#### Your objective:
Everything from the first line of the data through the line with "w-[1346px] flex flex-col" is to be echoed exactly, minus the pictures.

#### Supplied data:
— Begin —
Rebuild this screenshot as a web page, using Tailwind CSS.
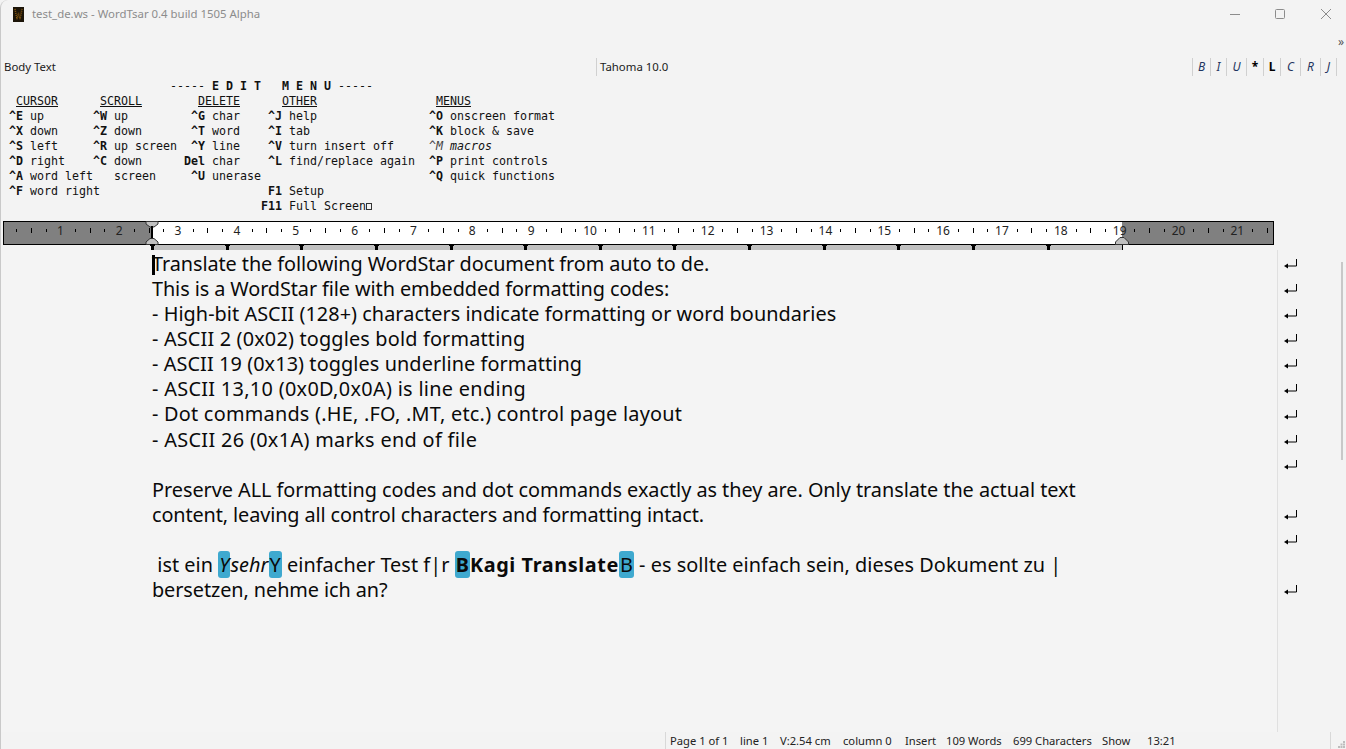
<!DOCTYPE html>
<html lang="en">
<head>
  <meta charset="UTF-8" />
  <title>WordTsar</title>
  <script src="https://cdn.jsdelivr.net/npm/@tailwindcss/browser@4"></script>
</head>
<body class="bg-[#f3f3f3] font-['Noto_Sans',sans-serif] overflow-hidden">
<div class="h-[749px] w-[1346px] flex flex-col border-l border-[#c9c9c9] rounded-tl-lg overflow-hidden">

  <!-- Title bar -->
  <div class="h-[28px] flex items-center shrink-0">
    <svg class="ml-[12px]" width="11" height="15" viewBox="0 0 11 15">
      <rect width="11" height="15" fill="#1c1408"/>
      <path d="M2 2 L4 12 L5.5 6 L7 12 L9 2" fill="none" stroke="#8a5a10" stroke-width="1.5" stroke-dasharray="1 1"/>
    </svg>
    <span class="ml-[8px] text-[11.4px] text-[#8c8c8c]">test_de.ws - WordTsar 0.4 build 1505 Alpha</span>
    <div class="ml-auto flex items-center">
      <svg class="mr-[35px]" width="10" height="10" viewBox="0 0 10 10"><path d="M0 5.5H10" stroke="#8c8c8c"/></svg>
      <svg class="mr-[36px]" width="10" height="10" viewBox="0 0 10 10"><rect x="0.5" y="0.5" width="9" height="9" rx="1" fill="none" stroke="#8c8c8c"/></svg>
      <svg class="mr-[15px]" width="10" height="10" viewBox="0 0 10 10"><path d="M0 0L10 10M10 0L0 10" stroke="#8c8c8c"/></svg>
    </div>
  </div>

  <!-- Toolbar overflow -->
  <div class="h-[28px] flex justify-end shrink-0 text-[12px] leading-[28px] text-[#555] pr-[2px]">»</div>

  <!-- Format bar -->
  <div class="h-[22px] flex items-center shrink-0 text-[11.4px] text-[#1a1a1a]">
    <span class="ml-[3px] w-[592px]">Body Text</span>
    <span class="border-l border-[#d0d0d0] pl-[3px] h-[18px] leading-[18px]">Tahoma 10.0</span>
    <div class="ml-auto flex text-[12px] h-[18px] leading-[18px] text-center italic text-[#1f3560] border-r border-[#d0d0d0] mr-[9px]">
      <span class="border-l border-[#d0d0d0] w-[18px]">B</span>
      <span class="border-l border-[#d0d0d0] w-[16px]">I</span>
      <span class="border-l border-[#d0d0d0] w-[20px]">U</span>
      <span class="border-l border-[#d0d0d0] w-[17px] not-italic font-bold text-black">*</span>
      <span class="border-l border-[#d0d0d0] w-[17px] not-italic font-bold text-black">L</span>
      <span class="border-l border-[#d0d0d0] w-[20px]">C</span>
      <span class="border-l border-[#d0d0d0] w-[20px]">R</span>
      <span class="border-l border-[#d0d0d0] w-[16px]">J</span>
    </div>
  </div>

  <!-- Edit menu -->
<pre class="h-[143px] shrink-0 pl-[1px] pt-[1px] font-['DejaVu_Sans_Mono',monospace] text-[11.63px] leading-[15px] text-[#111]">                        ----- <b>E D I T   M E N U</b> -----
  <u>CURSOR</u>      <u>SCROLL</u>        <u>DELETE</u>      <u>OTHER</u>                 <u>MENUS</u>
 <b>^E</b> up       <b>^W</b> up         <b>^G</b> char    <b>^J</b> help                <b>^O</b> onscreen format
 <b>^X</b> down     <b>^Z</b> down       <b>^T</b> word    <b>^I</b> tab                 <b>^K</b> block &amp; save
 <b>^S</b> left     <b>^R</b> up screen  <b>^Y</b> line    <b>^V</b> turn insert off     <i class="text-[#444]">^M</i> <i>macros</i>
 <b>^D</b> right    <b>^C</b> down      <b>Del</b> char    <b>^L</b> find/replace again  <b>^P</b> print controls
 <b>^A</b> word left   screen     <b>^U</b> unerase                        <b>^Q</b> quick functions
 <b>^F</b> word right                        <b>F1</b> Setup
                                     <b>F11</b> Full Screen<span class="inline-block w-[6px] h-[7px] border border-[#333]"></span></pre>

  <!-- Ruler -->
  <div class="shrink-0 pl-[2px] w-[1273px]">
    <div id="ruler" class="relative h-[24px] border border-black flex text-[12px] text-[#222]">
      <div class="w-[148px] bg-[#808080]"></div>
      <div class="w-[970px] bg-white"></div>
      <div class="flex-1 bg-[#808080]"></div>
    </div>
    <div id="tabs" class="relative h-[5px] ml-[149px] w-[971px] bg-[#c0c0c0]"></div>
  </div>

  <!-- Document area -->
  <div class="flex flex-1 min-h-0">
    <div class="relative w-[1276px] pl-[151px] pt-[1px] bg-[#f4f4f4] text-[19.85px] leading-[25.08px] text-[#0a0a0a] *:whitespace-pre">
      <div class="absolute left-[151px] top-[5px] w-[3px] h-[20px] bg-black"></div>
      <div class="tracking-[-0.07px]">Translate the following WordStar document from auto to de.</div>
      <div class="tracking-[-0.09px]">This is a WordStar file with embedded formatting codes:</div>
      <div class="tracking-[0.05px]">- High-bit ASCII (128+) characters indicate formatting or word boundaries</div>
      <div class="tracking-[0.175px]">- ASCII 2 (0x02) toggles bold formatting</div>
      <div class="tracking-[0.09px]">- ASCII 19 (0x13) toggles underline formatting</div>
      <div class="tracking-[0.32px]">- ASCII 13,10 (0x0D,0x0A) is line ending</div>
      <div class="tracking-[0.25px]">- Dot commands (.HE, .FO, .MT, etc.) control page layout</div>
      <div class="tracking-[0.34px]">- ASCII 26 (0x1A) marks end of file</div>
      <div>&nbsp;</div>
      <div class="tracking-[-0.03px]">Preserve ALL formatting codes and dot commands exactly as they are. Only translate the actual text</div>
      <div class="tracking-[-0.11px]">content, leaving all control characters and formatting intact.</div>
      <div>&nbsp;</div>
      <div class="tracking-[0.05px]"> ist ein <i class="bg-[#3fa9cf] rounded-[3px] px-[1px]">Y</i><i>sehr</i><span class="bg-[#3fa9cf] rounded-[3px] px-[1px]">Y</span> einfacher Test f|r <b class="bg-[#3fa9cf] rounded-[3px] px-[1px]">B</b><b class="tracking-[0.6px]">Kagi Translate</b><span class="bg-[#3fa9cf] rounded-[3px] px-[1px]">B</span> - es sollte einfach sein, dieses Dokument zu |</div>
      <div class="tracking-[-0.08px]">bersetzen, nehme ich an?</div>
    </div>

    <!-- Margin with return marks -->
    <div id="marks" class="w-[64px] border-l border-[#e0e0e0] pt-[1px] pl-[5px]"></div>

    <!-- Scrollbar -->
    <div class="flex-1 pt-[12px]"><div class="w-[2px] h-[198px] bg-[#c8c8c8]"></div></div>
  </div>

  <!-- Status bar -->
  <div class="h-[17px] shrink-0 flex items-center text-[11.2px] leading-[18px] text-[#222] relative">
    <div class="ml-[664px] border-l border-[#d8d8d8] pl-[4px] flex h-full">
      <span class="w-[70px]">Page 1 of 1</span>
      <span class="w-[40px]">line 1</span>
      <span class="w-[63px]">V:2.54 cm</span>
      <span class="w-[62px]">column 0</span>
      <span class="w-[41px]">Insert</span>
      <span class="w-[67px]">109 Words</span>
      <span class="w-[89px]">699 Characters</span>
      <span class="w-[45px]">Show</span>
      <span class="w-[183px]">13:21</span>
    </div>
    <div class="border-l border-[#d8d8d8] h-full"></div>
    <svg class="absolute right-[1px] bottom-[1px]" width="7" height="7" viewBox="0 0 7 7" fill="#bdbdbd">
      <rect x="5" y="0" width="2" height="2"/><rect x="2.5" y="2.5" width="2" height="2"/><rect x="5" y="2.5" width="2" height="2"/>
      <rect x="0" y="5" width="2" height="2"/><rect x="2.5" y="5" width="2" height="2"/><rect x="5" y="5" width="2" height="2"/>
    </svg>
  </div>
</div>

<script>
  // ruler ticks and numbers
  const ruler = document.getElementById('ruler');
  const cm = 58.85;
  for (let k = 1; k <= 86; k++) {
    const x = -2.5 + k * cm / 4;
    if (k % 4 === 0) {
      const n = document.createElement('span');
      n.className = 'absolute top-[1px] leading-[16px] -translate-x-1/2';
      n.style.left = x + 'px';
      n.textContent = k / 4;
      ruler.appendChild(n);
    } else {
      const t = document.createElement('div');
      t.className = k % 4 === 2 ? 'absolute top-[6px] w-px h-[5px] bg-black' : 'absolute top-[7px] w-px h-[3px] bg-black';
      t.style.left = Math.round(x) + 'px';
      ruler.appendChild(t);
    }
  }

  // margin markers
  ruler.insertAdjacentHTML('beforeend', `
    <svg class="absolute left-[141px] -top-px" width="14" height="24" viewBox="0 0 14 24">
      <path d="M1 .5H13V3L9 6H5L1 3Z" fill="#c0c0c0" stroke="#333"/>
      <path d="M7 5V18" stroke="#000" stroke-width="2"/>
      <path d="M1 23.5V21L5 17.5H9L13 21V23.5Z" fill="#c0c0c0" stroke="#333"/>
    </svg>
    <svg class="absolute left-[1111px] top-[15px]" width="14" height="8" viewBox="0 0 14 8">
      <path d="M.5 7.5V5L5 .5H9L13.5 5V7.5Z" fill="#c0c0c0" stroke="#333"/>
    </svg>`);

  // tab stops
  const tabs = document.getElementById('tabs');
  for (let i = 0; i <= 12; i++) {
    const t = document.createElement('div');
    t.className = 'absolute -top-px w-[5px] h-[6px] border-t-2 border-black';
    t.style.left = (i * 74.64 - 2) + 'px';
    t.innerHTML = '<div class="mx-auto w-[3px] h-[5px] bg-black"></div>';
    tabs.appendChild(t);
  }
  tabs.insertAdjacentHTML('beforeend', '<div class="absolute right-0 top-0 w-px h-[5px] bg-black"></div>');

  // return marks, some rows are wrapped lines with no mark
  const marks = document.getElementById('marks');
  [1,1,1,1,1,1,1,1,1,0,1,1,0,1].forEach(on => {
    const row = document.createElement('div');
    row.className = 'h-[25.08px] flex items-center';
    if (on) row.innerHTML = '<svg width="15" height="11" viewBox="0 0 15 11"><path d="M13.5 1V8H3" fill="none" stroke="#000"/><path d="M1 8L5 5.5V10.5Z" fill="#000"/></svg>';
    marks.appendChild(row);
  });
</script>
</body>
</html>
— End —
#### Exercise output:
Rebuild this screenshot as a web page, using Tailwind CSS.
<!DOCTYPE html>
<html lang="en">
<head>
  <meta charset="UTF-8" />
  <title>WordTsar</title>
  <script src="https://cdn.jsdelivr.net/npm/@tailwindcss/browser@4"></script>
</head>
<body class="bg-[#f3f3f3] font-['Noto_Sans',sans-serif] overflow-hidden">
<div class="h-[749px] w-[1346px] flex flex-col border-l border-[#c9c9c9] rounded-tl-lg overflow-hidden">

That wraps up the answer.